What is this about horse races? Rudolph Giuliani and John Edwards both threw in their respective towels, a boxing metaphor that only extends the way the media characterizes all this, as a slugfest, or something. That metaphor sums up a lot of the reporting – we’re to think of the competition for each party’s presidential nomination as ambitious people, for wealth and fame, pounding on each other until one drops unconscious. But if you extend the metaphor, you realize that leaves one a bloodied loser and shamed, and the other grinning but, after winning a number of these things, stumbling through the rest of life with manifest motor and cogitative deficiencies, making little sense but standing, unsteadily, proud. Actually, when you think about it that way, a life in politics does that to people. Winners turn into punch-drunk bullies-if-they-could-be, grabbing your sleeve and telling you how things really should be if they had their way, damn it. Ronald Reagan, Mohammed Ali, and now Bill Clinton – power doesn’t corrupt so much as the competition to get power and hold power results in something that mimics organic brain damage.
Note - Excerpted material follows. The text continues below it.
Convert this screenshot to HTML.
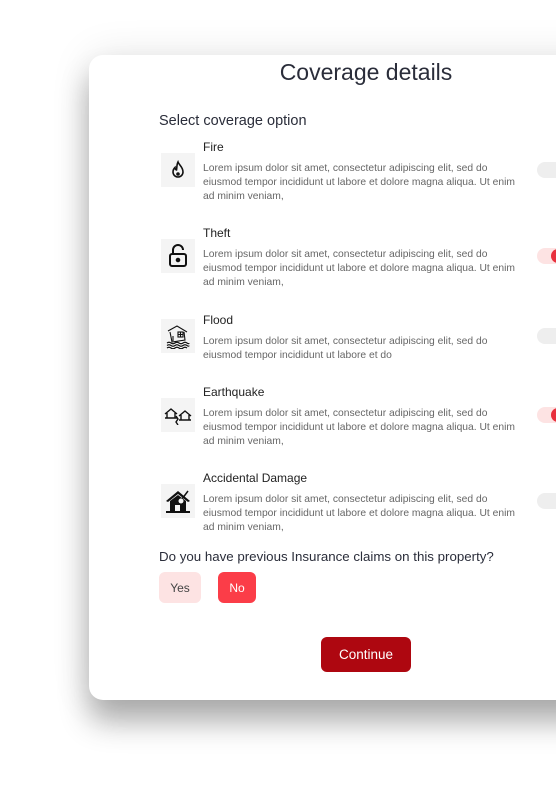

Sensible people don’t seek it, although one might make an exception for the starry-eyed idealists. But even they have to fight others to make something out of their idealism, and that fighting does something to you.

Be that as it may, the news of these two dropping out of the fight, which they both of course saw as “the good fight,” caused no end of speculation. Giuliani quickly endorsed his good friend John McCain and said he would campaign for him, unless that would be counterproductive (a little self-effacing humor about all the scandals and his three wives and all the rest there), so most of the chat was about how Giuliani had flamed out – either musing on a stunning fall from his status as a national hero, or wonder that it took so damned long when, after you took into account his behavior in September 2001, nothing he was or did had anything to do with what Republicans are, or think they are. There was some speculation Giuliani was angling for the vice presidential slot, but that was only half-hearted. He’s done. He will return to the obscurity he so richly deserves, as they say.

Edwards, the smarmy populist with his fight-those-corporations message, didn’t endorse anyone. He said he was happy just to “change the dialog” – poverty, homelessness, that proper healthcare for all should be a right of all citizens, respect for labor and not just ingenious investment – all that stuff is now on the agenda for his party. He says he’ll be happy enough for that. But no one cared – everyone was wondering who he would finally endorse and how that would change things, and if he didn’t endorse Clinton or Obama, how the math would work out in all the primaries, state by state. A few hours scanning everything that was written and glancing at the talking heads on television led to one conclusion – no one knows, and they all used many, many words to spin out hypothetical scenarios they then qualified. It seems odd that people make a living doing that.

Then came the first CNN debate here in Los Angeles, the three remaining Republicans, McCain, Romney and Ron Paul, having at each other at the Reagan Library out in Simi Valley. But why watch? CNN was sending emails – exclusive rush transcripts of everything said and a link where you could download photos you could publish, with attribution. Press credentials are indeed cool.

Rick, the News Guy in Atlanta, who helped JUST ABOVE SUNSET with the press credentials for what would now be the Clinton-Obama debate the following evening, sent emails too. Was the sound bad? Should he email his buddies in production? Gee, it was hard to tell when you’re writing a column with the radio tuned to the USC station and they’re pumping out pleasant nineteenth century string quartets.

And it wasn’t much. Associated Press ran Romney, McCain spar over Iraq timetable – “Republican Mitt Romney said John McCain used dirty tricks by suggesting shortly before the Florida primary that the former Massachusetts governor wanted a deadline for withdrawing U.S. troops from Iraq, as the two men squared off in a spirited debate Wednesday night.”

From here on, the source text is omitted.